If Phase I of the Internet tsunami was adjusting to shifts in the journalism pecking order, Phase II may be learning how to translate all the raw data that’s being unleashed into compelling stories. Bottom line? Take advantage of budget-friendly learning opportunities like this week-end’s Hack Jersey hackathon at Montclair State, which promises to be a good hands-on introduction to data crunching and coding. Although registration for the hackathon is closed, here are two ways to get in on the action:

  • Friday night: The launch party at Fitzgerald’s 1928 in Glen Ridge. The party (hors d’oeuvres and a cash bar) starts at 7 p.m. and is free to anyone interested in news and innovation, but you must RSVP for a ticket. This is a chance to get a feel for the possibilities of data journalism as hackathon participants introduce themselves to each other and form teams. Sponsors and editors from The Star-LedgerThe Record and elsewhere have also been invited.
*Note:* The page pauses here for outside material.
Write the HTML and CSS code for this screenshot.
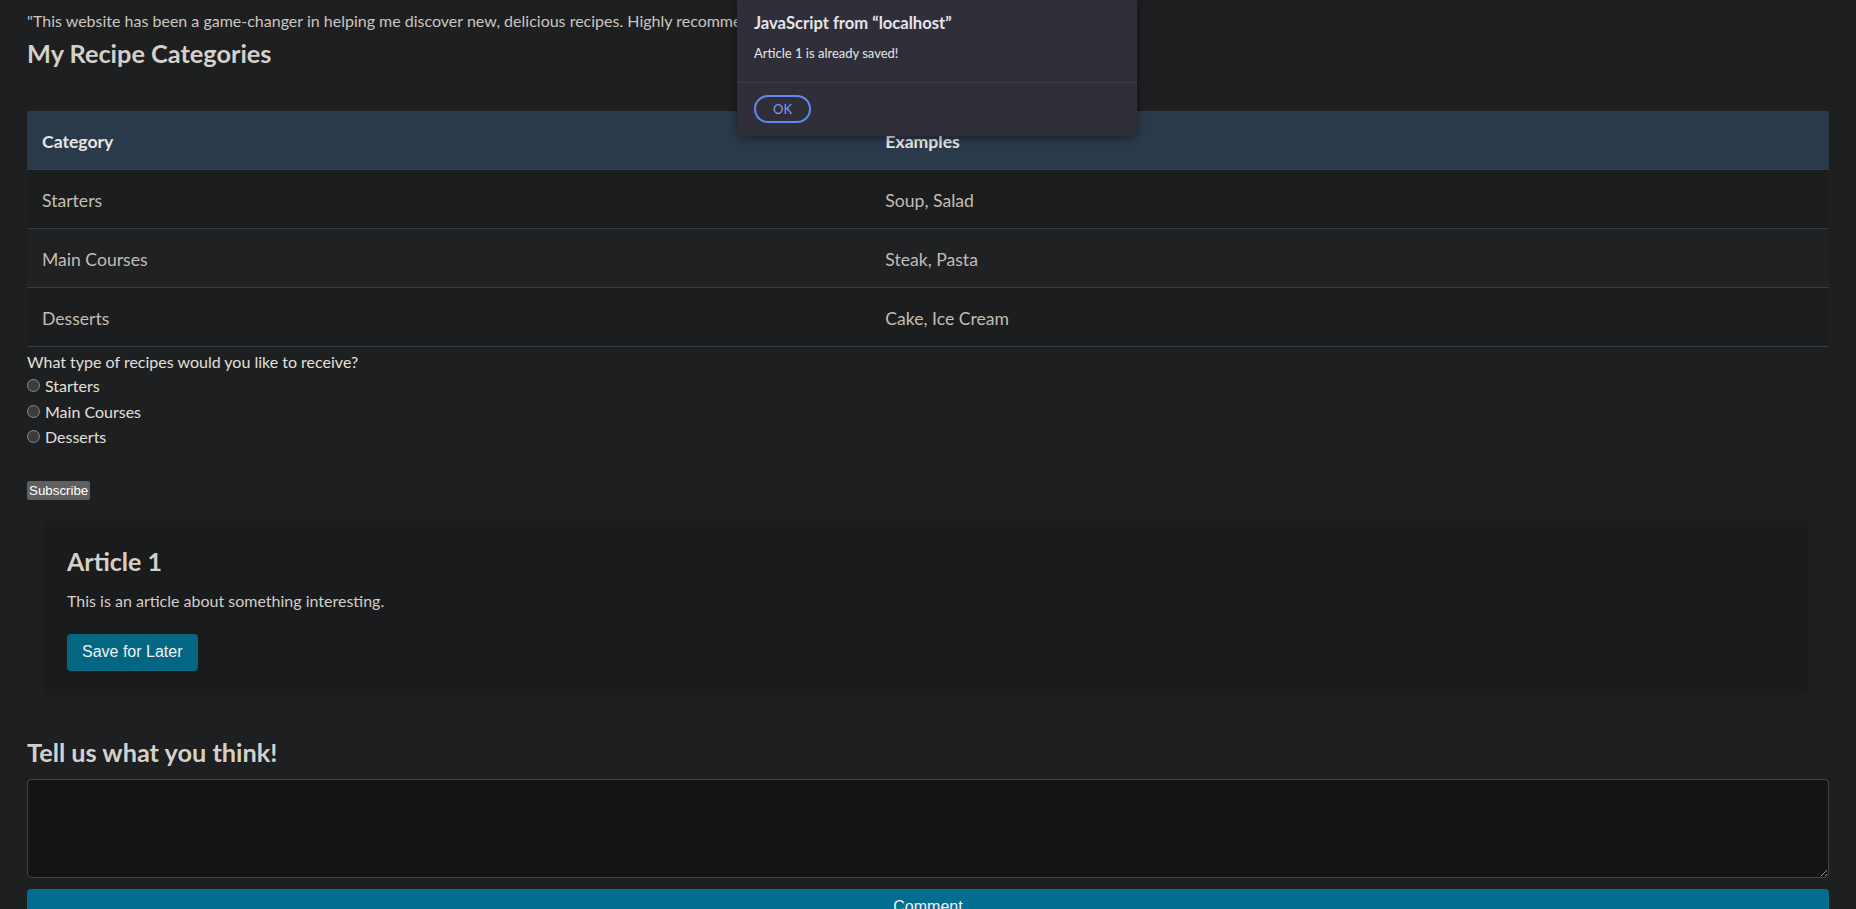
FILE: index.html
```html
<!DOCTYPE html>
<html lang="en">
<head>
<meta charset="utf-8">
<title>Recipes</title>
<link rel="stylesheet" href="styles.css">
</head>
<body>
<main class="page">
  <p class="quote">"This website has been a game-changer in helping me discover new, delicious recipes. Highly recommended!" - Sarah Johnson</p>

  <h2 class="section-title">My Recipe Categories</h2>

  <table class="cat-table">
    <thead>
      <tr><th class="col-cat">Category</th><th>Examples</th></tr>
    </thead>
    <tbody>
      <tr><td>Starters</td><td>Soup, Salad</td></tr>
      <tr class="alt"><td>Main Courses</td><td>Steak, Pasta</td></tr>
      <tr><td>Desserts</td><td>Cake, Ice Cream</td></tr>
    </tbody>
  </table>

  <form class="sub-form">
    <p class="question">What type of recipes would you like to receive?</p>
    <label class="opt"><input type="radio" name="type" class="radio"><span>Starters</span></label>
    <label class="opt"><input type="radio" name="type" class="radio"><span>Main Courses</span></label>
    <label class="opt"><input type="radio" name="type" class="radio"><span>Desserts</span></label>
    <button type="button" class="sub-btn">Subscribe</button>
  </form>

  <article class="card">
    <h3 class="card-title">Article 1</h3>
    <p class="card-text">This is an article about something interesting.</p>
    <button type="button" class="save-btn">Save for Later</button>
  </article>

  <h2 class="section-title feedback-title">Tell us what you think!</h2>
  <textarea class="comment-box"></textarea>
  <button type="button" class="comment-btn">Comment</button>
</main>

<div class="dialog">
  <div class="dialog-body">
    <div class="dialog-title">JavaScript from “localhost”</div>
    <div class="dialog-msg">Article 1 is already saved!</div>
  </div>
  <div class="dialog-foot">
    <button type="button" class="ok-btn">OK</button>
  </div>
</div>
</body>
</html>
```

FILE: styles.css
```css
html, body {
  margin: 0;
  padding: 0;
  background: #1e1f21;
}
body {
  font-family: Lato, "Open Sans", "Liberation Sans", sans-serif;
  color: #cdc8c1;
  font-size: 16px;
}
.page {
  padding: 10px 27px 40px;
}
.quote {
  margin: 0;
  line-height: 22px;
  white-space: nowrap;
  overflow: hidden;
  color: #cbc6bf;
}
.section-title {
  margin: 5px 0 42px;
  font-size: 25.3px;
  line-height: 32px;
  font-weight: 700;
  color: #d4d0ca;
}
.cat-table {
  width: 100%;
  border-collapse: collapse;
  font-size: 17.6px;
}
.cat-table th {
  background: #2b3a4a;
  color: #e8e6e3;
  font-weight: 700;
  text-align: left;
  padding: 18px 15px 14px;
  line-height: 26px;
  border-bottom: 1px solid #3a3d40;
}
.cat-table .col-cat {
  width: 46.8%;
}
.cat-table td {
  padding: 18px 15px 14px;
  line-height: 26px;
  color: #c2bdb5;
  border-bottom: 1px solid #3a3d40;
  background: #1c1d1f;
}
.cat-table tr.alt td {
  background: #1f2123;
}
.sub-form {
  margin-top: 4px;
  display: flex;
  flex-direction: column;
  align-items: flex-start;
}
.question {
  margin: 0;
  line-height: 22px;
  color: #e3e0db;
}
.opt {
  display: flex;
  align-items: center;
  gap: 5px;
  height: 25.5px;
  color: #e3e0db;
}
.radio {
  appearance: none;
  -webkit-appearance: none;
  margin: 0;
  width: 13px;
  height: 13px;
  border-radius: 50%;
  border: 1px solid #8a8a8a;
  background: #3c3c3c;
  box-sizing: border-box;
}
.sub-btn {
  margin-top: 31px;
  height: 19px;
  padding: 0 2px;
  border: none;
  border-radius: 2px;
  background: #5f5f5f;
  color: #ffffff;
  font-family: "Liberation Sans", Arial, sans-serif;
  font-size: 13.33px;
}
.card {
  margin: 21px 21px 0 18px;
  padding: 24px 22px 23px;
  background: #1a1b1d;
  border-radius: 8px;
  box-shadow: 0 0 6px rgba(0, 0, 0, 0.15);
}
.card-title {
  margin: 0;
  font-size: 25px;
  line-height: 32px;
  font-weight: 700;
  color: #d4d0ca;
}
.card-text {
  margin: 13px 0 0;
  line-height: 22px;
  color: #d2cec8;
}
.save-btn {
  margin-top: 22px;
  height: 37px;
  padding: 0 15px;
  border: none;
  border-radius: 4px;
  background: #036683;
  color: #f2f2f2;
  font-family: "Liberation Sans", Arial, sans-serif;
  font-size: 16px;
}
.feedback-title {
  margin: 42px 0 11px;
}
.comment-box {
  display: block;
  width: 100%;
  height: 99px;
  box-sizing: border-box;
  background: #141414;
  border: 1px solid #3f4144;
  border-radius: 4px;
  color: #e0e0e0;
  resize: vertical;
}
.comment-btn {
  display: block;
  width: 100%;
  margin-top: 11px;
  height: 36px;
  border: none;
  border-radius: 4px;
  background: #036e92;
  color: #f2f2f2;
  font-family: "Liberation Sans", Arial, sans-serif;
  font-size: 16px;
}
.dialog {
  position: absolute;
  left: 737px;
  top: 0;
  width: 400px;
  height: 136px;
  background: #302f39;
  border-radius: 0 0 8px 8px;
  box-shadow: 0 2px 10px rgba(0, 0, 0, 0.45);
  display: flex;
  flex-direction: column;
  font-family: Lato, "Open Sans", sans-serif;
}
.dialog-body {
  height: 83px;
  box-sizing: border-box;
  padding: 12px 17px 0;
  border-bottom: 1px solid #3d3c47;
}
.dialog-title {
  font-size: 16.6px;
  font-weight: 700;
  line-height: 22px;
  color: #e6e5ea;
}
.dialog-msg {
  margin-top: 9px;
  font-size: 13px;
  line-height: 20px;
  color: #e6e5ea;
}
.dialog-foot {
  padding: 12px 17px 0;
}
.ok-btn {
  width: 57px;
  height: 28px;
  border: 2px solid #6287f0;
  border-radius: 14px;
  background: transparent;
  color: #7e9cf4;
  font-family: Lato, "Open Sans", sans-serif;
  font-size: 13px;
  padding: 0;
}
```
  • Sunday afternoon: Keynote speeches from Stephen Engelberg, editor in chief of ProPublica, and Jeff Larson, a News Apps developer at ProPublica plus project demonstrations and awards. These events are all open to the public and will start about 1:15 p.m. and run until about 4 p.m. at University Hall on the Montclair State campus. No RSVP necessary; just show up. The speeches and presentations will also be streamed on the web.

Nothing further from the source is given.